Flour: the jury is still out on this one. We currently still purchase from north america organic wheat berries for our milking goats and our chickens as supplements and we have taken to grinding them up in the vitamix into flour and making hearty baked goods from that. I also purchased 25 lbs of dent corn (dried cork kernels) to experiment with grinding that into flour and it has been successful (polenta, cornbread, grits) so I purchased several varieties of dent corn for crops.
Condiments: we just stopped purchasing them. No more ketchup, we won?t replace the mayonnaise when ever it runs out (we did make some from scratch but we used olive oil and cider vinegar when we still had some), I broadcast a bunch of mustard seeds and are hoping that one day they will go to seed so I can harvest them, basically we just stopped relying on condiments since they aren’t around.
For beverages we make our own lemonade, Scott’s tonic water (handful of perennial greens like katuk, handful of herbs like perennial cilantro, basil, some lemon or lemon grass, honey, ginger etc. with water in the vitamix, then strained), kombucha (I started growing tea plants and have been using the remnants from the sugar cane experiment. When those run out I will take a stalk of sugar cane and split it into quarters and crush it with a mallet and just put stalks and all into the jar with the ‘mushroom’), we warm goat’s milk, add honey and cardamom and (shhh, butter) for an evening drink, I have been hand picking, peeling, drying, peeling again and roasting coffee from the land. It is such a laborious I can?t bear to grind up the beans in the vitamix so I hand crush them with mortar and pestle and make a ceremony of it. I also add cacao beans and grind them. We want to make some honey mead, maybe some fruit wines one day. I have been harvesting those mushrooms they call turkey something or other for tea but I feel too scared yet to brew any.
Nut butter we still purchase (almond) but we have also been purchasing mac nuts for snacks and smoothies from a neighbor (until ours are mature) and plan to make some batches of nut butter. The resistance here is how much waste there is in making it in the vitamix when you try to get it all out. Jelly we have replaced with honey and cinnamon. But actually we only use it on toast which we are (one day) going to give up.
I am so excited about legumes. I would say that embracing breadfruit in a serious way (most dinners, ask our friends) and growing beans was the biggest shift from 10% local food to closer to 80%. We have grown long beans, wing beans, lima beans with great success. I just added several other varieties of beans (scarlet runner, florida bean, a more shade tolerant bean, some bush beans and a pulse bean). Of the 30 pigeon peas we planted last year about 20 are still upright (the others are horizontal but still flowering) and we hope to harvest a crop of pulse from them.

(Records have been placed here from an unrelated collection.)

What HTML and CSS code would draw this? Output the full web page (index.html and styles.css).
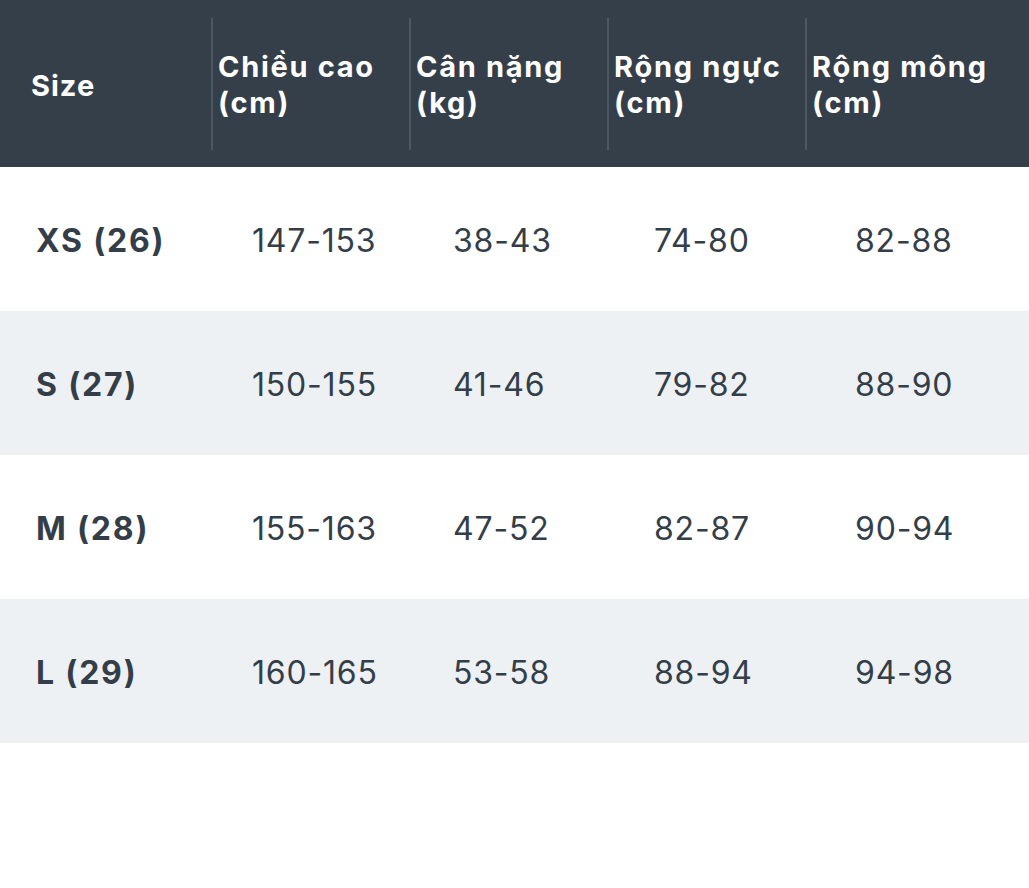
FILE: index.html
```html
<!DOCTYPE html>
<html lang="vi">
<head>
<meta charset="utf-8">
<title>Bảng size</title>
<link rel="stylesheet" href="styles.css">
</head>
<body>
<div class="size-table">
  <div class="head">
    <div class="hcell first">Size</div>
    <div class="hcell">Chiều cao<br>(cm)</div>
    <div class="hcell">Cân nặng<br>(kg)</div>
    <div class="hcell">Rộng ngực<br>(cm)</div>
    <div class="hcell">Rộng mông<br>(cm)</div>
  </div>
  <div class="row">
    <div class="cell label">XS (26)</div>
    <div class="cell">147-153</div>
    <div class="cell">38-43</div>
    <div class="cell">74-80</div>
    <div class="cell">82-88</div>
  </div>
  <div class="row alt">
    <div class="cell label">S (27)</div>
    <div class="cell">150-155</div>
    <div class="cell">41-46</div>
    <div class="cell">79-82</div>
    <div class="cell">88-90</div>
  </div>
  <div class="row">
    <div class="cell label">M (28)</div>
    <div class="cell">155-163</div>
    <div class="cell">47-52</div>
    <div class="cell">82-87</div>
    <div class="cell">90-94</div>
  </div>
  <div class="row alt">
    <div class="cell label">L (29)</div>
    <div class="cell">160-165</div>
    <div class="cell">53-58</div>
    <div class="cell">88-94</div>
    <div class="cell">94-98</div>
  </div>
</div>
</body>
</html>
```
FILE: styles.css
```css
html, body {
  margin: 0;
  padding: 0;
  background: #ffffff;
}
body {
  font-family: "Inter", "Open Sans", sans-serif;
  color: #343e48;
}
.size-table {
  width: 1029px;
}
.head {
  display: grid;
  grid-template-columns: 211px 198px 198px 198px 1fr;
  background: #353f4a;
  padding: 18px 0 17px;
  height: 132px;
}
.hcell {
  display: flex;
  align-items: center;
  color: #ffffff;
  font-size: 29px;
  font-weight: 700;
  line-height: 36px;
  letter-spacing: 1.7px;
  border-left: 2px solid #4d5761;
  padding-left: 5px;
  padding-top: 2px;
}
.hcell.first {
  border-left: none;
  padding-left: 31px;
  padding-top: 3px;
  letter-spacing: 1px;
}
.row {
  display: grid;
  grid-template-columns: 252px 201px 201px 201px 1fr;
  height: 144px;
  align-items: center;
  background: #ffffff;
}
.row.alt {
  background: #edf1f4;
}
.cell {
  font-size: 32px;
  font-weight: 400;
  letter-spacing: 0.8px;
  padding-top: 2px;
}
.cell.label {
  font-weight: 700;
  letter-spacing: 1.8px;
  padding-left: 36px;
}
```
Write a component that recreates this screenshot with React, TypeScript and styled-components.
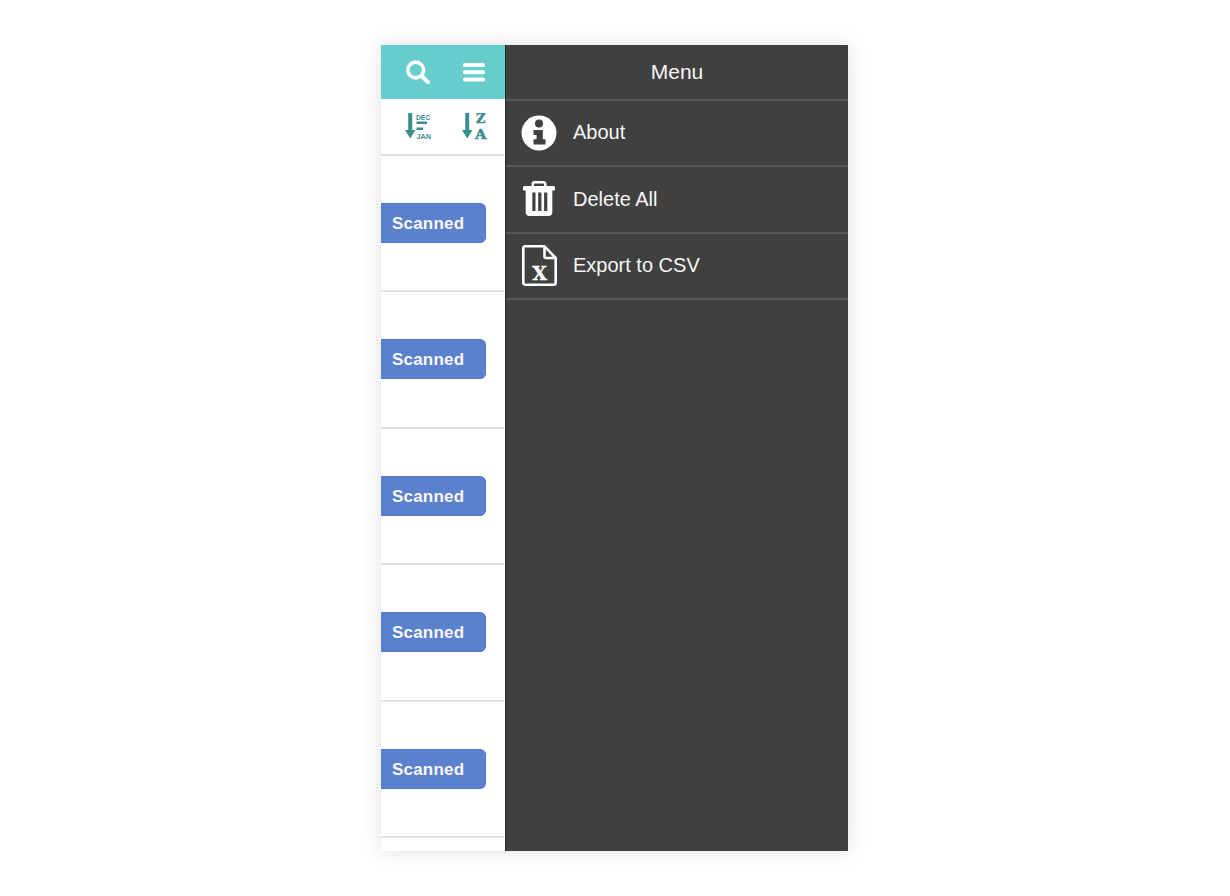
import styled, { createGlobalStyle } from 'styled-components';

const GlobalStyle = createGlobalStyle`
  html, body {
    margin: 0;
    padding: 0;
    background: #fff;
    font-family: "Liberation Sans", Arial, sans-serif;
  }
`;

const Page = styled.div`
  width: 1230px;
  height: 896px;
  padding-top: 45px;
  padding-left: 381px;
  box-sizing: border-box;
  overflow: hidden;
`;
const Phone = styled.div`
  width: 467px;
  height: 806px;
  display: flex;
  box-shadow: 0 0 20px rgba(0, 0, 0, 0.13);
  background: #fff;
`;
const ListPane = styled.div`
  width: 124px;
  flex: none;
  display: flex;
  flex-direction: column;
  overflow: hidden;
`;
const TopBar = styled.div`
  height: 54px;
  flex: none;
  background: #66cccc;
  display: flex;
  align-items: center;
  justify-content: space-between;
  padding: 0 20px 0 25px;
`;
const SortBar = styled.div`
  height: 54.5px;
  flex: none;
  display: flex;
  align-items: center;
  justify-content: space-between;
  padding: 0 16px 0 24px;
  border-bottom: 2px solid #dedede;
  margin-right: 1px;
`;
const Row = styled.div`
  height: 134.5px;
  flex: none;
  display: flex;
  align-items: center;
  border-bottom: 2px solid #e2e2e2;
  margin-right: 1px;
`;
const ScannedTag = styled.div`
  width: 105px;
  height: 40px;
  box-sizing: border-box;
  background: #5b80cd;
  border: 1px solid #4f78c8;
  border-left: none;
  border-radius: 0 6px 6px 0;
  color: #f8f8f8;
  font-size: 17px;
  font-weight: 700;
  letter-spacing: 0.2px;
  line-height: 40px;
  padding-left: 11px;
`;
const MenuPane = styled.div`
  flex: 1;
  background: #404040;
  border-left: 1px solid #2a2a2a;
  display: flex;
  flex-direction: column;
  color: #f6f6f6;
`;
const MenuTitle = styled.div`
  height: 53.5px;
  flex: none;
  border-bottom: 2px solid #585858;
  display: flex;
  align-items: center;
  justify-content: center;
  font-size: 21px;
`;
const MenuItem = styled.div`
  height: 64.5px;
  flex: none;
  border-bottom: 2px solid #585858;
  display: flex;
  align-items: center;
  padding-left: 15px;
  gap: 16px;
  font-size: 20px;
`;
const IconSlot = styled.div`
  width: 36px;
  height: 42px;
  flex: none;
  display: flex;
  align-items: center;
  justify-content: center;
`;

const SearchIcon = () => (
  <svg width="24" height="24" viewBox="0 0 24 24" fill="none" stroke="#fff">
    <circle cx="9.7" cy="10" r="7.9" strokeWidth="3.6" />
    <path d="M15.5 15.8L22 22.2" strokeWidth="4" strokeLinecap="round" />
  </svg>
);

const BarsIcon = () => (
  <svg width="22" height="19" viewBox="0 0 22 19" fill="#fff">
    <rect x="0" y="0" width="22" height="4" rx="1.5" />
    <rect x="0" y="7.2" width="22" height="4" rx="1.5" />
    <rect x="0" y="14.5" width="22" height="4" rx="1.5" />
  </svg>
);

const SortArrow = () => <path d="M3.2 0H7.2V17H10.5L5.2 25.5L0 17H3.2Z" />;

const DateSortIcon = () => (
  <svg width="27" height="27" viewBox="0 0 27 27" fill="#3b8e8e">
    <SortArrow />
    <text x="11" y="6.5" fontSize="8" fontWeight="700" textLength="14" lengthAdjust="spacingAndGlyphs" fontFamily="Liberation Sans, sans-serif">DEC</text>
    <rect x="11.5" y="8.5" width="10.5" height="2.5" />
    <rect x="11.5" y="14.5" width="6.5" height="2.5" />
    <text x="11.5" y="25.5" fontSize="8" fontWeight="700" textLength="14.5" lengthAdjust="spacingAndGlyphs" fontFamily="Liberation Sans, sans-serif">JAN</text>
  </svg>
);

const AlphaSortIcon = () => (
  <svg width="26" height="27" viewBox="0 0 26 27" fill="#3b8e8e" stroke="#3b8e8e" strokeWidth="0">
    <SortArrow />
    <text x="14" y="10" fontSize="12" fontWeight="700" strokeWidth="0.5" fontFamily="DejaVu Serif, serif" textLength="9.5" lengthAdjust="spacingAndGlyphs">Z</text>
    <text x="13" y="25.5" fontSize="12.5" fontWeight="700" strokeWidth="0.5" fontFamily="DejaVu Serif, serif" textLength="11.5" lengthAdjust="spacingAndGlyphs">A</text>
  </svg>
);

const InfoIcon = () => (
  <svg width="36" height="36" viewBox="0 0 36 36">
    <circle cx="18" cy="18" r="17.5" fill="#fff" />
    <circle cx="18" cy="8.6" r="4" fill="#404040" />
    <path d="M12.5 15H21.8V24.3H24.5V29.5H12.5V24.3H15.5V20H12.5Z" fill="#404040" />
  </svg>
);

const TrashIcon = () => (
  <svg width="32" height="36" viewBox="0 0 32 36" fill="#fff">
    <path d="M9.7 6V3.5C9.7 2 10.8 1.2 12 1.2H20C21.2 1.2 22.3 2 22.3 3.5V6" fill="none" stroke="#fff" strokeWidth="2.5" />
    <path d="M1.5 5H30.5C31.3 5 32 5.7 32 6.5V9.5H0V6.5C0 5.7 .7 5 1.5 5Z" />
    <path d="M2.7 9H29.3V31.5C29.3 33.5 27.8 35 26 35H6C4.2 35 2.7 33.5 2.7 31.5Z" />
    <g fill="#404040">
      <rect x="9.3" y="11.5" width="3.2" height="18.5" />
      <rect x="15.2" y="11.5" width="3.2" height="18.5" />
      <rect x="21.1" y="11.5" width="3.2" height="18.5" />
    </g>
  </svg>
);

const CsvFileIcon = () => (
  <svg width="35" height="41" viewBox="0 0 35 41">
    <path d="M3 1.3H22.5L33.7 13V37.5C33.7 38.8 32.8 39.7 31.5 39.7H3C1.9 39.7 1.3 38.8 1.3 37.5V3C1.3 2 1.9 1.3 3 1.3Z" fill="none" stroke="#fff" strokeWidth="2.6" strokeLinejoin="round" />
    <path d="M22.5 1.3V11.5C22.5 12.4 23 13 24 13H33.7" fill="none" stroke="#fff" strokeWidth="2.6" />
    <text x="17.5" y="34.5" textAnchor="middle" fontSize="19" fontWeight="700" fill="#fff" stroke="#fff" strokeWidth="0.3" fontFamily="DejaVu Serif, serif">X</text>
  </svg>
);

const menuItems = [
  { label: 'About', icon: <InfoIcon /> },
  { label: 'Delete All', icon: <TrashIcon /> },
  { label: 'Export to CSV', icon: <CsvFileIcon /> },
];

const rows = [1, 2, 3, 4, 5];

function App() {
  return (
    <Page>
      <GlobalStyle />
      <Phone>
        <ListPane>
          <TopBar>
            <SearchIcon />
            <BarsIcon />
          </TopBar>
          <SortBar>
            <DateSortIcon />
            <AlphaSortIcon />
          </SortBar>
          {rows.map((row) => (
            <Row key={row}>
              <ScannedTag>Scanned</ScannedTag>
            </Row>
          ))}
        </ListPane>
        <MenuPane>
          <MenuTitle>Menu</MenuTitle>
          {menuItems.map((item) => (
            <MenuItem key={item.label}>
              <IconSlot>{item.icon}</IconSlot>
              {item.label}
            </MenuItem>
          ))}
        </MenuPane>
      </Phone>
    </Page>
  );
}

export default App;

I want to build a solar dehydrator so I can put up beans, dried fruit, spices. Currently they tend to get moldy before they are dry and I loose a lot of cardamom, lima beans, seeds for seed saving. I dream of mason jars filled with dried beans, spices, herb/spice mixes, coffee, tea, dried fruit, vinegar, chutney, kimchee, preserved lemon, etc. on our shelves. Maybe some smoked jerky or pemmican.
At this point we could probably squeak by if the ships stopped coming in. Once our coconuts and fruit trees are producing more than we can possibly eat the goats and chickens will be weaned from wheat berries. We have (2) three acre pastures for the goats to browse 24/7 and our chickens are totally free range, including hanging our on our door step and keeping the earwig and centipede populations down. They also love tomatillos and every bit of compost we give them.
I didn’t address butter because we are still in denial about having to give up that. We have about 10 more acres slated for pasture but we are hoping that a neighbor will decide to raise jersey cows and we can barter for milk each week to churn in to butter.
Long term I would love to expand our kitchen to operate more like a commercial kitchen. Have equipment for hard cheese making, solar dehydrating, an expeller press for oils, crocks for fermenting and brining, a non-propane cooking source that is easier to regulate than a pallet fire….. We have lots of internet stuff on methane digestors.
We have nubian does and one buck, about 35 hens and 3 roosters, 2 horses which only enter into food production with their contribution of manure, about 170 fruit and nut trees, close to 500 coconut palms, some crops (peanut, ginger, taro, pigeon peas, beans, pineapple, ), a reliable garden- once my daughter reminded me that gardens are mostly annuals and need to be replanted (eggplant, okra, some brassicas, green onions, tomatillos) an experimental garden (beets, carrots, leeks, onions, lettuces, sunflowers, cabbage) a screen house (fruit fly free) which we are currently starting seeds for tomatoes, summer and winter squash, cucumbers, muskmelon, peppers, some dry climate herbs and figs. We have perennial greens (moringa, katuk, edible hibiscus, plus several other local pot greens).
We are expanding our vision for the farm: we want others to be able to experience what it feels like to live 3rd world. We are in the process of creating a second homestead for work trade/ interns. We noticed that many of the people working here in exchange for a cabin relied on a vehicle and a job in town to pay for their food. We wanted to offer the opportunity for people to provide for their own food needs and eliminate the need to be tied into working a job to pay for the car to get to the job so you can make money to pay for the food you can’t grow because you have this job.